Leave out the pictures and transcribe everything else exactly.
= = =
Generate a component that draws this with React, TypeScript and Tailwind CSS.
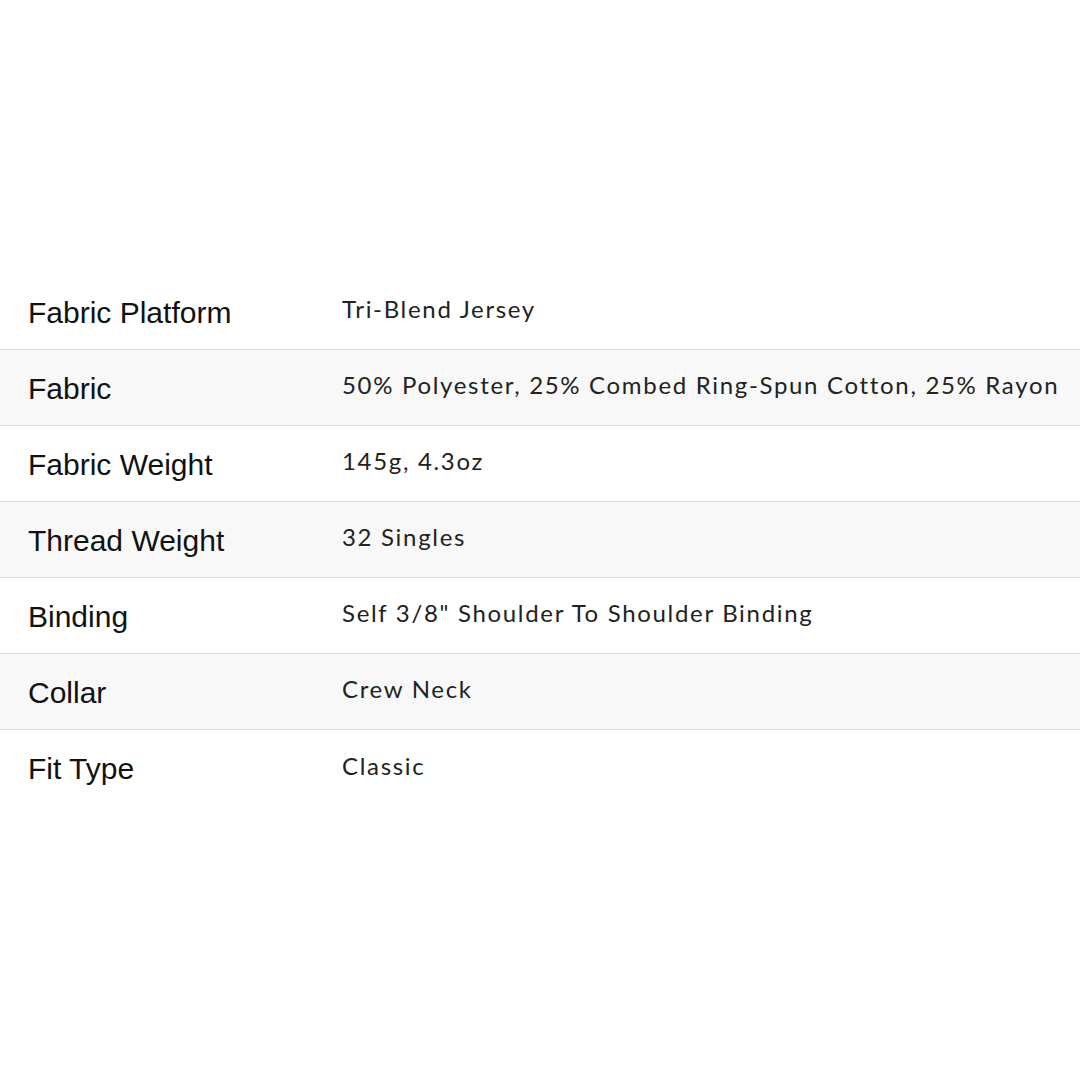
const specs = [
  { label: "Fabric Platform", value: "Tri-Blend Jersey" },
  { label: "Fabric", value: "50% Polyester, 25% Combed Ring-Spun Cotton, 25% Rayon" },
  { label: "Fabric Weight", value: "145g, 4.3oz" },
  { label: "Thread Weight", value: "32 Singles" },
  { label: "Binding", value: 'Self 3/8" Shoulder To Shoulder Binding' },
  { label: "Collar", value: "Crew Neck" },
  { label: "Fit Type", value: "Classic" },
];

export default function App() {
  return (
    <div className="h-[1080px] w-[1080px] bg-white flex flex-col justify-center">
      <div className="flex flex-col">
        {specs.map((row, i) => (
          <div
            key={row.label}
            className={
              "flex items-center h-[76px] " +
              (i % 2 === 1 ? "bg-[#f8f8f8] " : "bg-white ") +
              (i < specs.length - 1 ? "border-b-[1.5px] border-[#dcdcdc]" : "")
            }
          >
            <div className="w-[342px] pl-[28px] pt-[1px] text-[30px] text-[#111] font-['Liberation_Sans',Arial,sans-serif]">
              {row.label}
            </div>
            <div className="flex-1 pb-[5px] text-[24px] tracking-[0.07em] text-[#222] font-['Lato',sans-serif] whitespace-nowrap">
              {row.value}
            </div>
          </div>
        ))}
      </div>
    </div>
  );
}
= = =
* **EXERCISE SOLUTION**
Generate a component that draws this with React, TypeScript and Tailwind CSS.
const specs = [
  { label: "Fabric Platform", value: "Tri-Blend Jersey" },
  { label: "Fabric", value: "50% Polyester, 25% Combed Ring-Spun Cotton, 25% Rayon" },
  { label: "Fabric Weight", value: "145g, 4.3oz" },
  { label: "Thread Weight", value: "32 Singles" },
  { label: "Binding", value: 'Self 3/8" Shoulder To Shoulder Binding' },
  { label: "Collar", value: "Crew Neck" },
  { label: "Fit Type", value: "Classic" },
];

export default function App() {
  return (
    <div className="h-[1080px] w-[1080px] bg-white flex flex-col justify-center">
      <div className="flex flex-col">
        {specs.map((row, i) => (
          <div
            key={row.label}
            className={
              "flex items-center h-[76px] " +
              (i % 2 === 1 ? "bg-[#f8f8f8] " : "bg-white ") +
              (i < specs.length - 1 ? "border-b-[1.5px] border-[#dcdcdc]" : "")
            }
          >
            <div className="w-[342px] pl-[28px] pt-[1px] text-[30px] text-[#111] font-['Liberation_Sans',Arial,sans-serif]">
              {row.label}
            </div>
            <div className="flex-1 pb-[5px] text-[24px] tracking-[0.07em] text-[#222] font-['Lato',sans-serif] whitespace-nowrap">
              {row.value}
            </div>
          </div>
        ))}
      </div>
    </div>
  );
}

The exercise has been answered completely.